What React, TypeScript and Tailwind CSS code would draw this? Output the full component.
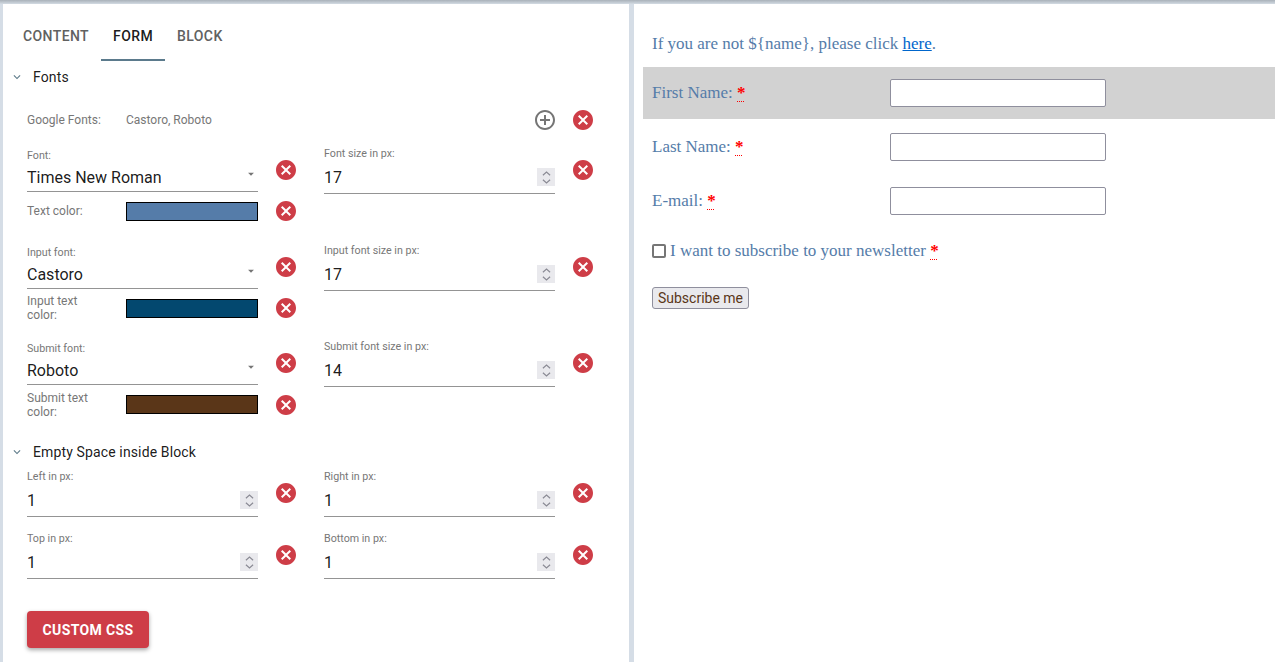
import type { ReactNode } from "react";

const ROBOTO = "font-['Roboto',sans-serif]";

function ClearIcon() {
  return (
    <svg viewBox="2 2 20 20" className="h-5 w-5 shrink-0 fill-[#ce3d47]">
      <path d="M12 2C6.47 2 2 6.47 2 12s4.47 10 10 10 10-4.47 10-10S17.53 2 12 2zm5 13.59L15.59 17 12 13.41 8.41 17 7 15.59 10.59 12 7 8.41 8.41 7 12 10.59 15.59 7 17 8.41 13.41 12 17 15.59z" />
    </svg>
  );
}

function AddIcon() {
  return (
    <svg viewBox="2 2 20 20" className="h-5 w-5 shrink-0 fill-[#757575]">
      <path d="M13 7h-2v4H7v2h4v4h2v-4h4v-2h-4V7zm-1-5C6.48 2 2 6.48 2 12s4.48 10 10 10 10-4.48 10-10S17.52 2 12 2zm0 18c-4.41 0-8-3.59-8-8s3.59-8 8-8 8 3.59 8 8-3.59 8-8 8z" />
    </svg>
  );
}

function Section({ title, className }: { title: string; className: string }) {
  return (
    <div className={`flex h-5 items-center text-sm tracking-[0.13px] text-black/90 ${className}`}>
      <svg viewBox="0 0 24 24" className="ml-[7px] h-[14px] w-[14px] fill-[#607d8b]">
        <path d="M16.59 8.59 12 13.17 7.41 8.59 6 10l6 6 6-6z" />
      </svg>
      <span className="ml-[9px]">{title}</span>
    </div>
  );
}

function SelectField({ label, value }: { label: string; value: string }) {
  return (
    <div className="mt-[2px] h-[44px] w-[231px] border-b border-[#949494]">
      <div className="h-[14px] pt-[1px] text-[10.7px] leading-[14px] text-[#777]">{label}</div>
      <div className="flex h-[29px] items-center justify-between pt-[2px] text-base text-black/90">
        <span>{value}</span>
        <svg viewBox="0 0 24 24" className="mb-[8px] h-[14px] w-[14px] fill-[#757575]">
          <path d="M7 10l5 5 5-5z" />
        </svg>
      </div>
    </div>
  );
}

function NumberField({ label, value }: { label: string; value: string }) {
  return (
    <div className="h-[48px] w-[231px] border-b border-[#949494]">
      <div className="h-[14px] pt-[1px] text-[10.7px] leading-[14px] text-[#777]">{label}</div>
      <div className="flex h-[33px] items-center justify-between pt-[1px] text-base text-black/90">
        <span className="pt-[2px]">{value}</span>
        <div className="flex h-[18px] w-[18px] flex-col items-center justify-center bg-[#e9e9ed]">
          <svg viewBox="0 0 10 5" className="h-[5px] w-[9px] fill-none stroke-[#8a8a94] stroke-[1.3]">
            <path d="M1 4.5 5 1l4 3.5" />
          </svg>
          <svg viewBox="0 0 10 5" className="mt-[3px] h-[5px] w-[9px] fill-none stroke-[#8a8a94] stroke-[1.3]">
            <path d="M1 .5 5 4l4-3.5" />
          </svg>
        </div>
      </div>
    </div>
  );
}

function Cleared({ children }: { children: ReactNode }) {
  return (
    <div className="flex items-start">
      {children}
      <div className="ml-[18px] mt-[14px]">
        <ClearIcon />
      </div>
    </div>
  );
}

function FontGroup(props: {
  fontLabel: string;
  font: string;
  sizeLabel: string;
  size: string;
  colorLabel: ReactNode;
  color: string;
  className: string;
  colorGap: string;
}) {
  return (
    <div className={props.className}>
      <div className="flex items-start gap-[28px]">
        <Cleared>
          <SelectField label={props.fontLabel} value={props.font} />
        </Cleared>
        <Cleared>
          <NumberField label={props.sizeLabel} value={props.size} />
        </Cleared>
      </div>
      <div className={`flex h-5 items-center ${props.colorGap}`}>
        <div className="w-[99px] text-xs leading-[14px] text-[#777]">{props.colorLabel}</div>
        <div className={`h-[19px] w-[132px] border border-black ${props.color}`} />
        <div className="ml-[18px]">
          <ClearIcon />
        </div>
      </div>
    </div>
  );
}

function Required() {
  return (
    <abbr title="required" className="font-bold text-[#f00] underline decoration-[#f00] decoration-dotted decoration-1 underline-offset-[3px]">
      *
    </abbr>
  );
}

function FormRow({ label, shaded }: { label: string; shaded?: boolean }) {
  return (
    <div className={`mb-[2px] flex h-[52px] items-center pl-[9px] ${shaded ? "bg-[#d2d2d2]" : ""}`}>
      <label className="w-[238px]">
        {label} <Required />
      </label>
      <input type="text" className="h-[28px] w-[216px] rounded-[2px] border border-[#8f8f9d] bg-white" />
    </div>
  );
}

export default function App() {
  return (
    <div className={`h-[662px] overflow-hidden bg-white ${ROBOTO}`}>
      <div className="h-[4px] bg-gradient-to-b from-[#a9b1b9] to-[#d3dbe3]" />
      <div className="flex h-[658px]">
        <aside className="h-full w-[634px] shrink-0 border-l-[3px] border-r-[5px] border-[#d5dde6] pt-[9px]">
          <div className="flex pl-[8px]">
            {["CONTENT", "FORM", "BLOCK"].map((tab) => (
              <div
                key={tab}
                className={`flex h-[48px] items-center border-b-2 px-[12px] text-sm font-medium tracking-[0.4px] ${
                  tab === "FORM" ? "border-[#5b7a8c] text-black/90" : "border-transparent text-[#616161]"
                }`}
              >
                {tab}
              </div>
            ))}
          </div>

          <Section title="Fonts" className="mt-[6px]" />

          <div className="pl-[24px]">
            <div className="mt-[23px] flex h-5 items-center text-xs text-[#777]">
              <span className="w-[99px]">Google Fonts:</span>
              <span className="w-[409px]">Castoro, Roboto</span>
              <AddIcon />
              <div className="ml-[18px]">
                <ClearIcon />
              </div>
            </div>

            <FontGroup
              className="mt-[16px]"
              fontLabel="Font:"
              font="Times New Roman"
              sizeLabel="Font size in px:"
              size="17"
              colorLabel="Text color:"
              color="mt-[1px] bg-[#557ca9]"
              colorGap="mt-[7px]"
            />
            <FontGroup
              className="mt-[22px]"
              fontLabel="Input font:"
              font="Castoro"
              sizeLabel="Input font size in px:"
              size="17"
              colorLabel={<>Input text<br />color:</>}
              color="mt-[1px] bg-[#03486f]"
              colorGap="mt-[7px]"
            />
            <FontGroup
              className="mt-[21px]"
              fontLabel="Submit font:"
              font="Roboto"
              sizeLabel="Submit font size in px:"
              size="14"
              colorLabel={<>Submit text<br />color:</>}
              color="mb-[1px] bg-[#5a3618]"
              colorGap="mt-[8px]"
            />
          </div>

          <Section title="Empty Space inside Block" className="mt-[27px]" />

          <div className="pl-[24px]">
            <div className="mt-[7px] flex items-start gap-[28px]">
              <Cleared>
                <NumberField label="Left in px:" value="1" />
              </Cleared>
              <Cleared>
                <NumberField label="Right in px:" value="1" />
              </Cleared>
            </div>
            <div className="mt-[14px] flex items-start gap-[28px]">
              <Cleared>
                <NumberField label="Top in px:" value="1" />
              </Cleared>
              <Cleared>
                <NumberField label="Bottom in px:" value="1" />
              </Cleared>
            </div>
            <button className="mt-[32px] h-[37px] w-[122px] rounded bg-[#ce3d47] text-sm font-bold tracking-[0.35px] text-white shadow-[0_2px_4px_rgba(0,0,0,0.35)]">
              CUSTOM CSS
            </button>
          </div>
        </aside>

        <main className="flex-1 pl-[9px] pt-[29px] font-['Liberation_Serif',serif] text-[17px] leading-[22px] text-[#557ca9]">
          <p className="pl-[9px]">
            If you are not ${"{"}name{"}"}, please click{" "}
            <a href="#here" className="text-[#0066cc] underline">here</a>.
          </p>
          <div className="mt-[12px]">
            <FormRow label="First Name:" shaded />
            <FormRow label="Last Name:" />
            <FormRow label="E-mail:" />
          </div>
          <div className="mt-[2px] flex h-[44px] items-center pl-[9px]">
            <input type="checkbox" className="m-0 h-[14px] w-[14px] appearance-none rounded-[2px] border-2 border-[#767676] bg-white" />
            <span className="ml-[4px]">
              I want to subscribe to your newsletter <Required />
            </span>
          </div>
          <div className="mt-[14px] pl-[9px]">
            <button className={`h-[22px] w-[97px] rounded-[3px] border border-[#8f8f9d] bg-[#e9e9ed] text-sm text-[#5a3618] ${ROBOTO}`}>
              Subscribe me
            </button>
          </div>
        </main>
      </div>
    </div>
  );
}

# [INSTRUCTIONS TO FOLLOW]
Report the number of lines that contain "full", with no other words.

# [EXERCISE OUTPUT]
2